§ What the exercise asks
Exclude the pictures and return every line exactly as written.

***** Dataset content *****

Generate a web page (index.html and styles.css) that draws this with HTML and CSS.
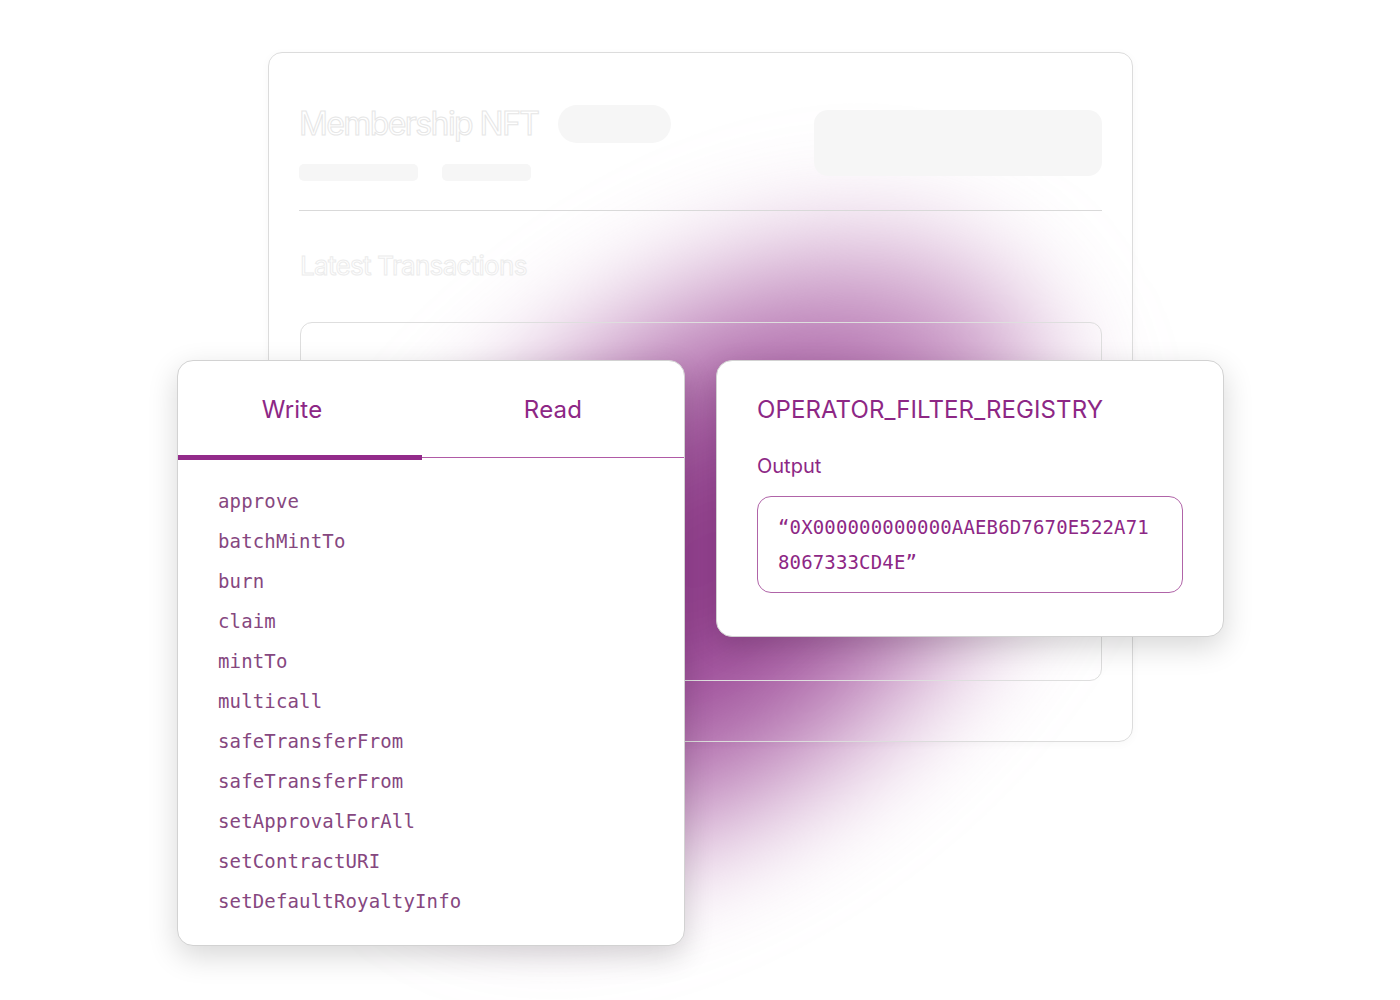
FILE: index.html
```html
<!DOCTYPE html>
<html lang="en">
<head>
<meta charset="utf-8">
<title>Contract explorer</title>
<link rel="stylesheet" href="styles.css">
</head>
<body>
<div class="stage">
  <div class="glow"></div>

  <section class="back-card">
    <div class="back-head">
      <div class="back-head-left">
        <div class="back-title-row">
          <h1 class="back-title">Membership NFT</h1>
          <span class="ghost-pill"></span>
        </div>
        <div class="ghost-bars">
          <span class="ghost-bar wide"></span>
          <span class="ghost-bar narrow"></span>
        </div>
      </div>
      <span class="ghost-button"></span>
    </div>
    <hr class="back-divider">
    <h2 class="back-subtitle">Latest Transactions</h2>
    <div class="back-inner"></div>
  </section>

  <section class="card functions-card">
    <div class="tabs">
      <div class="tab active">Write</div>
      <div class="tab">Read</div>
    </div>
    <ul class="fn-list">
      <li>approve</li>
      <li>batchMintTo</li>
      <li>burn</li>
      <li>claim</li>
      <li>mintTo</li>
      <li>multicall</li>
      <li>safeTransferFrom</li>
      <li>safeTransferFrom</li>
      <li>setApprovalForAll</li>
      <li>setContractURI</li>
      <li>setDefaultRoyaltyInfo</li>
    </ul>
  </section>

  <section class="card output-card">
    <h3 class="output-title">OPERATOR_FILTER_REGISTRY</h3>
    <div class="output-label">Output</div>
    <div class="output-box">
      <span class="output-line">“0X000000000000AAEB6D7670E522A71</span>
      <span class="output-line">8067333CD4E”</span>
    </div>
  </section>
</div>
</body>
</html>
```

FILE: styles.css
```css
* { box-sizing: border-box; }

html, body {
  margin: 0;
  padding: 0;
  background: #ffffff;
}

body {
  font-family: "Inter", "Roboto", "Liberation Sans", sans-serif;
  overflow: hidden;
}

.stage {
  position: relative;
  width: 1400px;
  height: 1000px;
  overflow: hidden;
  background: #ffffff;
}

/* purple glow */
.glow {
  position: absolute;
  left: 295px;
  top: 305px;
  width: 820px;
  height: 510px;
  border-radius: 50%;
  background: radial-gradient(ellipse at center,
    rgba(135, 45, 130, 0.97) 0%,
    rgba(150, 62, 145, 0.88) 35%,
    rgba(178, 105, 172, 0.55) 62%,
    rgba(205, 160, 205, 0) 100%);
  filter: blur(55px);
  transform: rotate(-40deg);
}

/* faded background card */
.back-card {
  position: absolute;
  left: 268px;
  top: 52px;
  width: 865px;
  height: 690px;
  border: 1px solid #dcdcdc;
  border-radius: 14px;
  padding: 52px 30px 0 30px;
  box-shadow: 0 2px 10px rgba(0, 0, 0, 0.03);
}

.back-head {
  display: flex;
  justify-content: space-between;
  align-items: flex-start;
}

.back-title-row {
  display: flex;
  align-items: center;
  gap: 20px;
}

.back-title {
  margin: 0;
  font-size: 32px;
  line-height: 38px;
  font-weight: 400;
  letter-spacing: -1.6px;
  color: transparent;
  -webkit-text-stroke: 1px #e6e6e6;
}

.ghost-pill {
  display: block;
  width: 113px;
  height: 38px;
  border-radius: 19px;
  background: #f6f6f6;
}

.ghost-bars {
  display: flex;
  gap: 24px;
  margin-top: 21px;
}

.ghost-bar {
  display: block;
  height: 17px;
  border-radius: 5px;
  background: #f6f6f6;
}
.ghost-bar.wide { width: 119px; }
.ghost-bar.narrow { width: 89px; }

.ghost-button {
  display: block;
  width: 288px;
  height: 66px;
  margin-top: 5px;
  border-radius: 14px;
  background: #f6f6f6;
}

.back-divider {
  margin: 29px 0 0 0;
  border: 0;
  border-top: 1px solid #d9d9d9;
  height: 0;
}

.back-subtitle {
  margin: 40px 0 0 1px;
  font-size: 26px;
  line-height: 30px;
  font-weight: 400;
  letter-spacing: -0.7px;
  color: transparent;
  -webkit-text-stroke: 1px #ececec;
}

.back-inner {
  margin-top: 41px;
  margin-left: 1px;
  width: 802px;
  height: 359px;
  border: 1px solid #dedede;
  border-radius: 12px;
}

/* front cards */
.card {
  position: absolute;
  background: #ffffff;
  border: 1px solid #d2d2d2;
  border-radius: 16px;
  box-shadow: 0 10px 30px rgba(0, 0, 0, 0.16);
}

.functions-card {
  left: 177px;
  top: 360px;
  width: 508px;
  height: 586px;
  overflow: hidden;
}

.tabs {
  position: relative;
  display: flex;
  height: 97px;
  border-bottom: 1px solid #b05aa6;
}

.tab {
  position: relative;
  display: flex;
  align-items: center;
  justify-content: center;
  padding-top: 0;
  font-size: 24px;
  color: #8d2785;
  letter-spacing: 0.2px;
}

.tab:first-child { width: 244px; padding-right: 16px; }
.tab:last-child { flex: 1; }

.tab.active::after {
  content: "";
  position: absolute;
  left: 0;
  right: 0;
  bottom: -3px;
  height: 5px;
  background: #932b8a;
}

.fn-list {
  list-style: none;
  margin: 0;
  padding: 23px 0 0 40px;
}

.fn-list li {
  height: 40px;
  line-height: 40px;
  font-family: "DejaVu Sans Mono", "Liberation Mono", monospace;
  font-size: 19px;
  letter-spacing: 0.15px;
  color: #86477f;
}

.output-card {
  left: 716px;
  top: 360px;
  width: 508px;
  height: 277px;
  padding: 34px 40px 0 40px;
}

.output-title {
  margin: 0;
  font-size: 24px;
  line-height: 30px;
  font-weight: 400;
  letter-spacing: 0.1px;
  color: #8d2785;
}

.output-label {
  margin-top: 29px;
  font-size: 20px;
  line-height: 24px;
  color: #8d2785;
}

.output-box {
  margin-top: 18px;
  width: 426px;
  height: 97px;
  border: 1px solid #b064a8;
  border-radius: 14px;
  padding: 13px 20px;
}

.output-line {
  display: block;
  height: 35px;
  line-height: 35px;
  font-family: "DejaVu Sans Mono", "Liberation Mono", monospace;
  font-size: 19px;
  letter-spacing: 0.15px;
  color: #8d2785;
  white-space: nowrap;
}
```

*****

§ Right answer
Generate a web page (index.html and styles.css) that draws this with HTML and CSS.
FILE: index.html
```html
<!DOCTYPE html>
<html lang="en">
<head>
<meta charset="utf-8">
<title>Contract explorer</title>
<link rel="stylesheet" href="styles.css">
</head>
<body>
<div class="stage">
  <div class="glow"></div>

  <section class="back-card">
    <div class="back-head">
      <div class="back-head-left">
        <div class="back-title-row">
          <h1 class="back-title">Membership NFT</h1>
          <span class="ghost-pill"></span>
        </div>
        <div class="ghost-bars">
          <span class="ghost-bar wide"></span>
          <span class="ghost-bar narrow"></span>
        </div>
      </div>
      <span class="ghost-button"></span>
    </div>
    <hr class="back-divider">
    <h2 class="back-subtitle">Latest Transactions</h2>
    <div class="back-inner"></div>
  </section>

  <section class="card functions-card">
    <div class="tabs">
      <div class="tab active">Write</div>
      <div class="tab">Read</div>
    </div>
    <ul class="fn-list">
      <li>approve</li>
      <li>batchMintTo</li>
      <li>burn</li>
      <li>claim</li>
      <li>mintTo</li>
      <li>multicall</li>
      <li>safeTransferFrom</li>
      <li>safeTransferFrom</li>
      <li>setApprovalForAll</li>
      <li>setContractURI</li>
      <li>setDefaultRoyaltyInfo</li>
    </ul>
  </section>

  <section class="card output-card">
    <h3 class="output-title">OPERATOR_FILTER_REGISTRY</h3>
    <div class="output-label">Output</div>
    <div class="output-box">
      <span class="output-line">“0X000000000000AAEB6D7670E522A71</span>
      <span class="output-line">8067333CD4E”</span>
    </div>
  </section>
</div>
</body>
</html>
```

FILE: styles.css
```css
* { box-sizing: border-box; }

html, body {
  margin: 0;
  padding: 0;
  background: #ffffff;
}

body {
  font-family: "Inter", "Roboto", "Liberation Sans", sans-serif;
  overflow: hidden;
}

.stage {
  position: relative;
  width: 1400px;
  height: 1000px;
  overflow: hidden;
  background: #ffffff;
}

/* purple glow */
.glow {
  position: absolute;
  left: 295px;
  top: 305px;
  width: 820px;
  height: 510px;
  border-radius: 50%;
  background: radial-gradient(ellipse at center,
    rgba(135, 45, 130, 0.97) 0%,
    rgba(150, 62, 145, 0.88) 35%,
    rgba(178, 105, 172, 0.55) 62%,
    rgba(205, 160, 205, 0) 100%);
  filter: blur(55px);
  transform: rotate(-40deg);
}

/* faded background card */
.back-card {
  position: absolute;
  left: 268px;
  top: 52px;
  width: 865px;
  height: 690px;
  border: 1px solid #dcdcdc;
  border-radius: 14px;
  padding: 52px 30px 0 30px;
  box-shadow: 0 2px 10px rgba(0, 0, 0, 0.03);
}

.back-head {
  display: flex;
  justify-content: space-between;
  align-items: flex-start;
}

.back-title-row {
  display: flex;
  align-items: center;
  gap: 20px;
}

.back-title {
  margin: 0;
  font-size: 32px;
  line-height: 38px;
  font-weight: 400;
  letter-spacing: -1.6px;
  color: transparent;
  -webkit-text-stroke: 1px #e6e6e6;
}

.ghost-pill {
  display: block;
  width: 113px;
  height: 38px;
  border-radius: 19px;
  background: #f6f6f6;
}

.ghost-bars {
  display: flex;
  gap: 24px;
  margin-top: 21px;
}

.ghost-bar {
  display: block;
  height: 17px;
  border-radius: 5px;
  background: #f6f6f6;
}
.ghost-bar.wide { width: 119px; }
.ghost-bar.narrow { width: 89px; }

.ghost-button {
  display: block;
  width: 288px;
  height: 66px;
  margin-top: 5px;
  border-radius: 14px;
  background: #f6f6f6;
}

.back-divider {
  margin: 29px 0 0 0;
  border: 0;
  border-top: 1px solid #d9d9d9;
  height: 0;
}

.back-subtitle {
  margin: 40px 0 0 1px;
  font-size: 26px;
  line-height: 30px;
  font-weight: 400;
  letter-spacing: -0.7px;
  color: transparent;
  -webkit-text-stroke: 1px #ececec;
}

.back-inner {
  margin-top: 41px;
  margin-left: 1px;
  width: 802px;
  height: 359px;
  border: 1px solid #dedede;
  border-radius: 12px;
}

/* front cards */
.card {
  position: absolute;
  background: #ffffff;
  border: 1px solid #d2d2d2;
  border-radius: 16px;
  box-shadow: 0 10px 30px rgba(0, 0, 0, 0.16);
}

.functions-card {
  left: 177px;
  top: 360px;
  width: 508px;
  height: 586px;
  overflow: hidden;
}

.tabs {
  position: relative;
  display: flex;
  height: 97px;
  border-bottom: 1px solid #b05aa6;
}

.tab {
  position: relative;
  display: flex;
  align-items: center;
  justify-content: center;
  padding-top: 0;
  font-size: 24px;
  color: #8d2785;
  letter-spacing: 0.2px;
}

.tab:first-child { width: 244px; padding-right: 16px; }
.tab:last-child { flex: 1; }

.tab.active::after {
  content: "";
  position: absolute;
  left: 0;
  right: 0;
  bottom: -3px;
  height: 5px;
  background: #932b8a;
}

.fn-list {
  list-style: none;
  margin: 0;
  padding: 23px 0 0 40px;
}

.fn-list li {
  height: 40px;
  line-height: 40px;
  font-family: "DejaVu Sans Mono", "Liberation Mono", monospace;
  font-size: 19px;
  letter-spacing: 0.15px;
  color: #86477f;
}

.output-card {
  left: 716px;
  top: 360px;
  width: 508px;
  height: 277px;
  padding: 34px 40px 0 40px;
}

.output-title {
  margin: 0;
  font-size: 24px;
  line-height: 30px;
  font-weight: 400;
  letter-spacing: 0.1px;
  color: #8d2785;
}

.output-label {
  margin-top: 29px;
  font-size: 20px;
  line-height: 24px;
  color: #8d2785;
}

.output-box {
  margin-top: 18px;
  width: 426px;
  height: 97px;
  border: 1px solid #b064a8;
  border-radius: 14px;
  padding: 13px 20px;
}

.output-line {
  display: block;
  height: 35px;
  line-height: 35px;
  font-family: "DejaVu Sans Mono", "Liberation Mono", monospace;
  font-size: 19px;
  letter-spacing: 0.15px;
  color: #8d2785;
  white-space: nowrap;
}
```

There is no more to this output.